Really though the physics says nothing can _attain_ the speed of light, so light (or some other photon) could still intercept something with mass traveling at 99.9999999% the speed of light. And that thing with mass will never reach 100% the speed of light.
If you want to look deeper I suggest checking out the accelerating expansion rate of the universe, and what that means for information traveling throughout the universe over the next billions of years. Humanity is actually extremely lucky to have been born at a time when the universe was young enough to still be mostly visible. Civilizations that come about in the next 10s of billions of years might actually assume their galactic clusters are the only ones in existence (much like we thought initially until Hubble found another galaxy).
...if the photon comes to rest on earth, and we compare clocks...
IIRC, the deceleration of the photon relative to me (as it comes to rest on earth as would a returning space traveler) would "reverse" the time dilation relative to me, so both our clocks would read 12:08.
Please, correct me if I'm wrong. I read this many years ago but never dove all the way into the math.
No. This difference in the clocks will remain even if you could somehow slow down the photon without it being absorbed. This is why if you sync two atomic clocks, bring one atomic clock up to orbiting speed (such as on a gps satellite), then decelerate it and return it to earth the clocks will still read different numbers.
Which is why if you could accelerate yourself to say 90% the speed of light, then decelerate and return to earth, you would have essentially traveled into the future and outlived everyone you ever knew.
The photon actually experienced only one minute* and you one hour, that is what the clocks would show. The photon sees you one hour older and you see the photon one minute older.
It is like the waterplanet in the movie Interstellar (I think it was that planet), where they spent a short while on the surface and the person in space aged decades.
It is called time dilation [0] and there was a rather interesting experiment done by Hafel Keating [1].
* Interesting to know: time slows down to a halt at the speed of light, and the one second time lapse of the photon goes to zero no matter how long you wait on earth.

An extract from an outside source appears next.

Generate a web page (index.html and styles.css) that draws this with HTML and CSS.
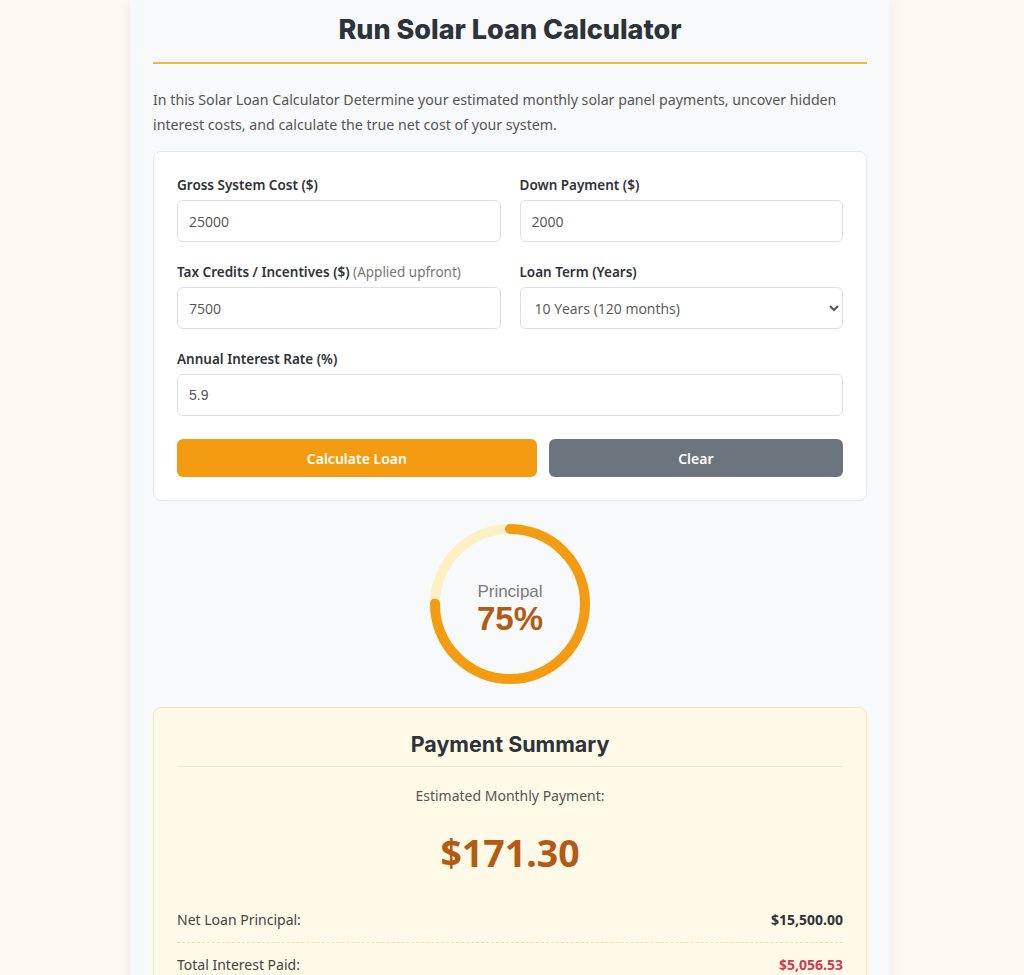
FILE: index.html
```html
<!DOCTYPE html>
<html lang="en">
<head>
  <meta charset="UTF-8">
  <meta name="viewport" content="width=device-width, initial-scale=1.0">
  <title>Run Solar Loan Calculator</title>
  <link rel="stylesheet" href="styles.css">
</head>

<body>
  <div class="calc">
    <h1 class="calc-title">Run Solar Loan Calculator</h1>
    <p class="intro">In this Solar Loan Calculator Determine your estimated monthly solar panel payments, uncover hidden interest costs, and calculate the true net cost of your system.</p>

    <div class="form-card">
      <div class="form-grid">
        <div class="field">
          <label for="gross">Gross System Cost ($)</label>
          <input type="number" id="gross" value="25000">
        </div>
        <div class="field">
          <label for="down">Down Payment ($)</label>
          <input type="number" id="down" value="2000">
        </div>
        <div class="field">
          <label for="credits">Tax Credits / Incentives ($) <span class="hint">(Applied upfront)</span></label>
          <input type="number" id="credits" value="7500">
        </div>
        <div class="field">
          <label for="term">Loan Term (Years)</label>
          <select id="term">
            <option>5 Years (60 months)</option>
            <option selected>10 Years (120 months)</option>
            <option>15 Years (180 months)</option>
            <option>20 Years (240 months)</option>
            <option>25 Years (300 months)</option>
          </select>
        </div>
        <div class="field wide">
          <label for="rate">Annual Interest Rate (%)</label>
          <input type="number" id="rate" value="5.9" class="rate">
        </div>
      </div>
      <div class="buttons">
        <button type="button" class="btn btn-calc">Calculate Loan</button>
        <button type="button" class="btn btn-clear">Clear</button>
      </div>
    </div>

    <div class="donut">
      <svg width="160" height="160" viewBox="0 0 160 160">
        <circle cx="80" cy="80" r="75" fill="none" stroke="#fdf0c4" stroke-width="10"/>
        <circle cx="80" cy="80" r="75" fill="none" stroke="#f39c12" stroke-width="10"
          stroke-linecap="round" stroke-dasharray="353.4 471.2" transform="rotate(-90 80 80)"/>
      </svg>
      <div class="donut-label">
        <span class="donut-name">Principal</span>
        <span class="donut-pct">75%</span>
      </div>
    </div>

    <div class="summary">
      <h2>Payment Summary</h2>
      <p class="monthly-label">Estimated Monthly Payment:</p>
      <div class="monthly">$171.30</div>
      <div class="row">
        <span>Net Loan Principal:</span>
        <b>$15,500.00</b>
      </div>
      <div class="row">
        <span>Total Interest Paid:</span>
        <b class="red">$5,056.53</b>
      </div>
      <div class="row">
        <span>Total Cost of Loan:</span>
        <b>$20,556.53</b>
      </div>
    </div>
  </div>
</body>

</html>
```

FILE: styles.css
```css
body {
  margin: 0;
  background-color: #fdf8f1;
  font-family: "Noto Sans", "Open Sans", sans-serif;
  color: #333;
}

.calc {
  width: 714px;
  margin: 0 auto;
  padding: 12px 23px 30px;
  background-color: #f8f9fa;
  box-shadow: 0 0 12px rgba(0, 0, 0, 0.06);
  position: relative;
  left: -2px;
}

.calc-title {
  margin: 0;
  padding-bottom: 14px;
  border-bottom: 2px solid #f3b73e;
  text-align: center;
  font-family: Inter, "Noto Sans", sans-serif;
  font-size: 27px;
  line-height: 36px;
  font-weight: 800;
  color: #2d3338;
}

.intro {
  margin: 23px 0 14px;
  font-size: 14.2px;
  line-height: 25px;
  color: #555;
}

.form-card {
  background: #fff;
  border: 1px solid #e6e9ec;
  border-radius: 8px;
  padding: 24px 23px 23px;
}

.form-grid {
  display: grid;
  grid-template-columns: 1fr 1fr;
  column-gap: 19px;
  row-gap: 21px;
}

.field {
  display: flex;
  flex-direction: column;
}

.field.wide {
  grid-column: 1 / 3;
}

.field label {
  font-size: 13.5px;
  font-weight: 600;
  line-height: 18px;
  color: #2e3338;
  margin-bottom: 6px;
}

.field .hint {
  font-weight: 400;
  color: #777;
}

.field input,
.field select {
  box-sizing: border-box;
  height: 42px;
  padding: 0 11px;
  border: 1px solid #dcdfe3;
  border-radius: 6px;
  background: #fff;
  font-family: "Open Sans", sans-serif;
  font-size: 14px;
  color: #555;
}

.field select {
  padding-left: 10px;
  padding-right: 6px;
}

.field input.rate {
  font-family: "Liberation Sans", Arial, sans-serif;
}

.buttons {
  display: grid;
  grid-template-columns: 11fr 9fr;
  gap: 12px;
  margin-top: 23px;
}

.btn {
  height: 38px;
  border: none;
  border-radius: 6px;
  color: #fff;
  font-family: "Noto Sans", sans-serif;
  font-size: 14px;
  font-weight: 600;
}

.btn-calc {
  background-color: #f39c12;
}

.btn-clear {
  background-color: #6c757d;
}

.donut {
  display: grid;
  width: 160px;
  height: 160px;
  margin: 23px auto 23px;
}

.donut svg,
.donut-label {
  grid-area: 1 / 1;
}

.donut-label {
  display: flex;
  flex-direction: column;
  align-items: center;
  justify-content: center;
  font-family: "Liberation Sans", Arial, sans-serif;
  padding-top: 10px;
}

.donut-name {
  font-size: 17px;
  line-height: 20px;
  color: #7a7a7a;
}

.donut-pct {
  font-size: 33px;
  line-height: 34px;
  font-weight: 700;
  color: #b35a14;
}

.summary {
  background-color: #fffae8;
  border: 1px solid #f8e8b8;
  border-radius: 8px;
  padding: 22px 23px 20px;
}

.summary h2 {
  margin: 0;
  padding-bottom: 8px;
  border-bottom: 1px solid #eee9d8;
  text-align: center;
  font-family: Inter, "Noto Sans", sans-serif;
  font-size: 21.5px;
  line-height: 28px;
  font-weight: 700;
  color: #2d3338;
}

.monthly-label {
  margin: 19px 0 0;
  text-align: center;
  font-size: 14px;
  line-height: 20px;
  color: #555;
}

.monthly {
  margin: 25px 0 35px;
  text-align: center;
  font-size: 37.5px;
  line-height: 44px;
  font-weight: 700;
  color: #b35a14;
}

.row {
  display: flex;
  justify-content: space-between;
  font-size: 14px;
  line-height: 20px;
  padding: 0 0 12px;
  border-bottom: 1px dashed #f1e2a8;
  color: #444;
}

.row + .row {
  padding-top: 12px;
}

.row b {
  color: #2d3338;
}

.row b.red {
  color: #d23a50;
}
```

Finally, we have possible hints of Dark Matter! We may be able to silence skeptics once and for all with this data that may have a few percent chance of being defining proof of Dark Matter. Or maybe it's axions! Either way, tens of thousands of physicists, astronomers and cosmologists will be relieved they may have not wasted their entire professional careers.
I know that a combination of second-option-bias and someone-is-wrong-on-the-internet might make it seem like dark matter is an all consuming concern in physics but in the real world even most astrophysics people don't give much of a shit or bump up against it in their work.
The problem is Dark Matter, without any proof it exists, was elevated into the cosmological paradigm, taken for granted that it exists, when it may very well not exist. As part of the paradigm, it is incredibly difficult to remove. Someone could have figured out what the missing mass was 15 years ago, or that there was no missing mass - eliminating the need for Dark Matter - yet Dark Matter could continue remain part of the established paradigm for 50 more years or longer. Paradigmatic criteria should at the very least include positive proof of existence, saving the effort wasted in teaching, discussing and testing for something that never existed, as proving it doesn't exist is much more difficult if not impossible even if it doesn't exist, which I personally think is a pretty good bet at this point.
Few cosmologists doubt that dark matter exists. It’s quite well established that it does (multiple independent sources of evidence), we just don’t know what exactly it consists of. What this gamma-ray burst possibly hints at is that it might be axions.
For a gamma ray burst from an object that's 2.4 billion light years away, that seems pretty worrying. If it had been in our galaxy (50k light years across, so about 50,000 times closer) I'd assume the consequences would be serious indeed.